Mit neuen Untersuchungen zum Oktoberfest-Attentat will die Justiz belegen, dass sie auf dem rechten Auge nicht blind ist. Vor zu großen Erwartungen muss aber gewarnt werden, kommentiert Stefan Geiger.

Stuttgart - Es ist ein Akt der Selbstreinigung. Zu groß sind über die Jahrzehnte hinweg die Zweifel geworden, ob die Ermittler, die Bundesanwaltschaft vorneweg, nach dem Oktoberfest-Attentat des Jahres 1980 entschieden und hartnäckig genug gearbeitet haben. Es war der schlimmste Anschlag in der Geschichte der Bundesrepublik überhaupt. Und dafür ist allzu rasch zur Tagesordnung übergegangen worden, sind allzu rasch Beweismittel vernichtet worden. Hinter der Kritik stand stets die Befürchtung, dass Polizei und Justiz auf dem rechten Auge eine Sehschwäche haben. Die Sorge wuchs, nachdem das ganze Ausmaß des Ermittlungsversagens bei dem rechtsterroristischen NSU klar wurde. Ohne den NSU-Schock hätte es wohl nie neue Ermittlungen in Sachen Oktoberfest gegeben.

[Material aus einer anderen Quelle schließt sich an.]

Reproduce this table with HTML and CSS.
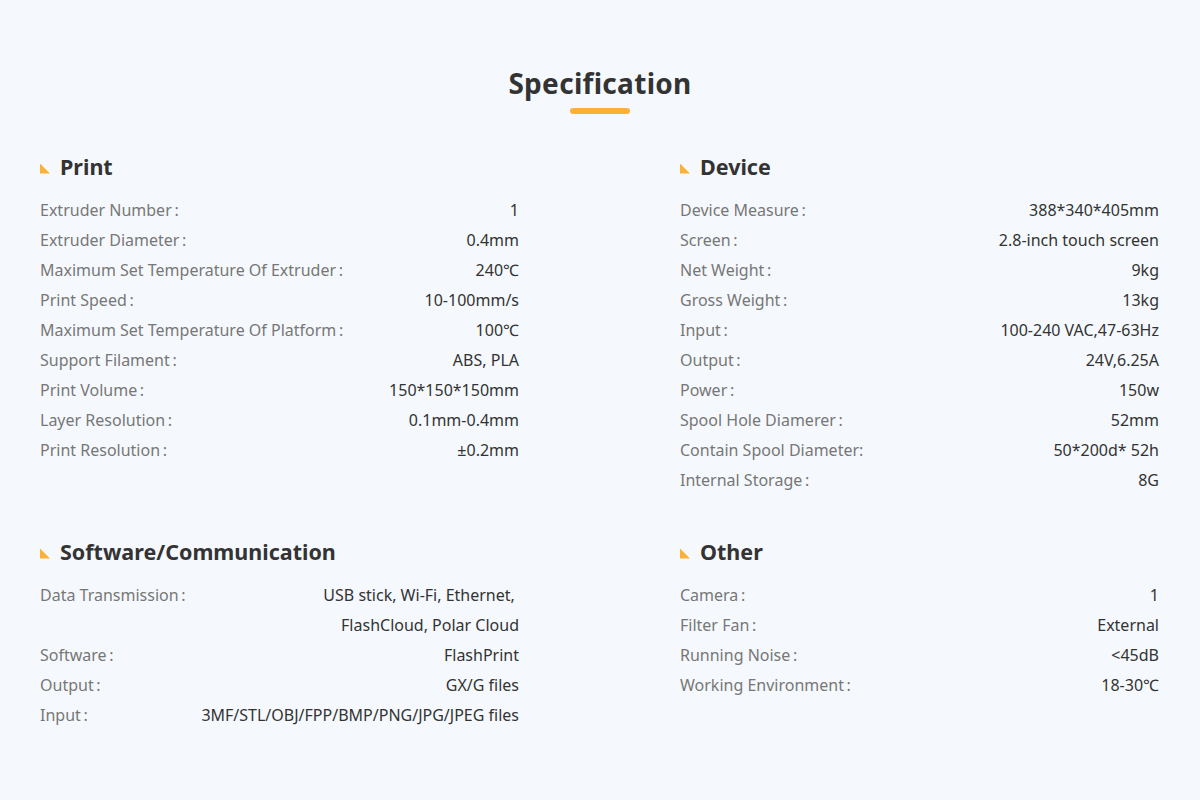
FILE: index.html
```html
<!DOCTYPE html>
<html lang="en">
<head>
<meta charset="utf-8">
<title>Specification</title>
<link rel="stylesheet" href="styles.css">
</head>
<body>
<main class="spec">
  <h1 class="spec-title">Specification</h1>
  <div class="spec-bar"></div>
  <div class="spec-grid">
    <section class="group">
      <h2 class="group-title"><span class="tri"></span>Print</h2>
      <ul class="rows">
        <li class="row"><span class="label">Extruder Number&#8201;:</span><span class="value">1</span></li>
        <li class="row"><span class="label">Extruder Diameter&#8201;:</span><span class="value">0.4mm</span></li>
        <li class="row"><span class="label">Maximum Set Temperature Of Extruder&#8201;:</span><span class="value">240℃</span></li>
        <li class="row"><span class="label">Print Speed&#8201;:</span><span class="value">10-100mm/s</span></li>
        <li class="row"><span class="label">Maximum Set Temperature Of Platform&#8201;:</span><span class="value">100℃</span></li>
        <li class="row"><span class="label">Support Filament&#8201;:</span><span class="value">ABS, PLA</span></li>
        <li class="row"><span class="label">Print Volume&#8201;:</span><span class="value">150*150*150mm</span></li>
        <li class="row"><span class="label">Layer Resolution&#8201;:</span><span class="value">0.1mm-0.4mm</span></li>
        <li class="row"><span class="label">Print Resolution&#8201;:</span><span class="value">±0.2mm</span></li>
      </ul>
    </section>
    <section class="group">
      <h2 class="group-title"><span class="tri"></span>Device</h2>
      <ul class="rows">
        <li class="row"><span class="label">Device Measure&#8201;:</span><span class="value">388*340*405mm</span></li>
        <li class="row"><span class="label">Screen&#8201;:</span><span class="value">2.8-inch touch screen</span></li>
        <li class="row"><span class="label">Net Weight&#8201;:</span><span class="value">9kg</span></li>
        <li class="row"><span class="label">Gross Weight&#8201;:</span><span class="value">13kg</span></li>
        <li class="row"><span class="label">Input&#8201;:</span><span class="value">100-240 VAC,47-63Hz</span></li>
        <li class="row"><span class="label">Output&#8201;:</span><span class="value">24V,6.25A</span></li>
        <li class="row"><span class="label">Power&#8201;:</span><span class="value">150w</span></li>
        <li class="row"><span class="label">Spool Hole Diamerer&#8201;:</span><span class="value">52mm</span></li>
        <li class="row"><span class="label">Contain Spool Diameter:</span><span class="value">50*200d* 52h</span></li>
        <li class="row"><span class="label">Internal Storage&#8201;:</span><span class="value">8G</span></li>
      </ul>
    </section>
    <section class="group">
      <h2 class="group-title"><span class="tri"></span>Software/Communication</h2>
      <ul class="rows">
        <li class="row"><span class="label">Data Transmission&#8201;:</span><span class="value">USB stick, Wi-Fi, Ethernet,&nbsp;<br>FlashCloud, Polar Cloud</span></li>
        <li class="row"><span class="label">Software&#8201;:</span><span class="value">FlashPrint</span></li>
        <li class="row"><span class="label">Output&#8201;:</span><span class="value">GX/G files</span></li>
        <li class="row"><span class="label">Input&#8201;:</span><span class="value">3MF/STL/OBJ/FPP/BMP/PNG/JPG/JPEG files</span></li>
      </ul>
    </section>
    <section class="group">
      <h2 class="group-title"><span class="tri"></span>Other</h2>
      <ul class="rows">
        <li class="row"><span class="label">Camera&#8201;:</span><span class="value">1</span></li>
        <li class="row"><span class="label">Filter Fan&#8201;:</span><span class="value">External</span></li>
        <li class="row"><span class="label">Running Noise&#8201;:</span><span class="value">&lt;45dB</span></li>
        <li class="row"><span class="label">Working Environment&#8201;:</span><span class="value">18-30℃</span></li>
      </ul>
    </section>
  </div>
</main>
</body>
</html>
```

FILE: styles.css
```css
* { box-sizing: border-box; }
html, body {
  margin: 0;
  padding: 0;
  background: #f5f9fd;
}
body {
  font-family: "Noto Sans", "Noto Sans CJK SC", sans-serif;
  color: #333333;
  width: 1200px;
  height: 800px;
  overflow: hidden;
}
.spec {
  padding: 63px 40px 0;
  display: flex;
  flex-direction: column;
  align-items: center;
}
.spec-title {
  margin: 0;
  font-size: 28px;
  line-height: 40px;
  font-weight: 700;
  color: #333333;
  letter-spacing: 0.3px;
}
.spec-bar {
  margin-top: 5px;
  width: 60px;
  height: 6px;
  border-radius: 3px;
  background: #fbb135;
}
.spec-grid {
  margin-top: 38px;
  width: 100%;
  display: grid;
  grid-template-columns: 480px 480px;
  column-gap: 160px;
  row-gap: 42px;
}
.group-title {
  margin: 0 0 13px;
  display: flex;
  align-items: center;
  font-size: 21.5px;
  line-height: 30px;
  font-weight: 700;
  color: #333333;
}
.tri {
  width: 10px;
  height: 10px;
  margin: 3px 10px 0 0;
  background: #fbb135;
  clip-path: polygon(0 0, 0 100%, 100% 100%);
}
.rows {
  list-style: none;
  margin: 0;
  padding: 0;
}
.row {
  display: flex;
  justify-content: space-between;
  align-items: flex-start;
  font-size: 16px;
  line-height: 30px;
}
.label {
  color: #777777;
  white-space: nowrap;
}
.value {
  color: #333333;
  text-align: right;
  white-space: nowrap;
  margin-right: 1px;
}
```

Es war überfällig und es ist gut, dass Generalbundesanwalt Range nun jedes Blatt noch einmal umdrehen lässt.

 

Vor zu großen Erwartungen aber muss gewarnt werden. Nach 34 Jahren sind Ermittlungen extrem schwierig, in einer gerichtsfesten Form beinahe schon unmöglich. Ermittlungen lassen sich auch wieder einstellen. Range neigt dazu, Ermittlungen zu eröffnen, wenn der öffentliche Druck groß genug ist. So war es auch beim Abhören des Handys der Kanzlerin. Herausgekommen ist dabei nicht viel. Obwohl die Beweislage viel besser sein müsste.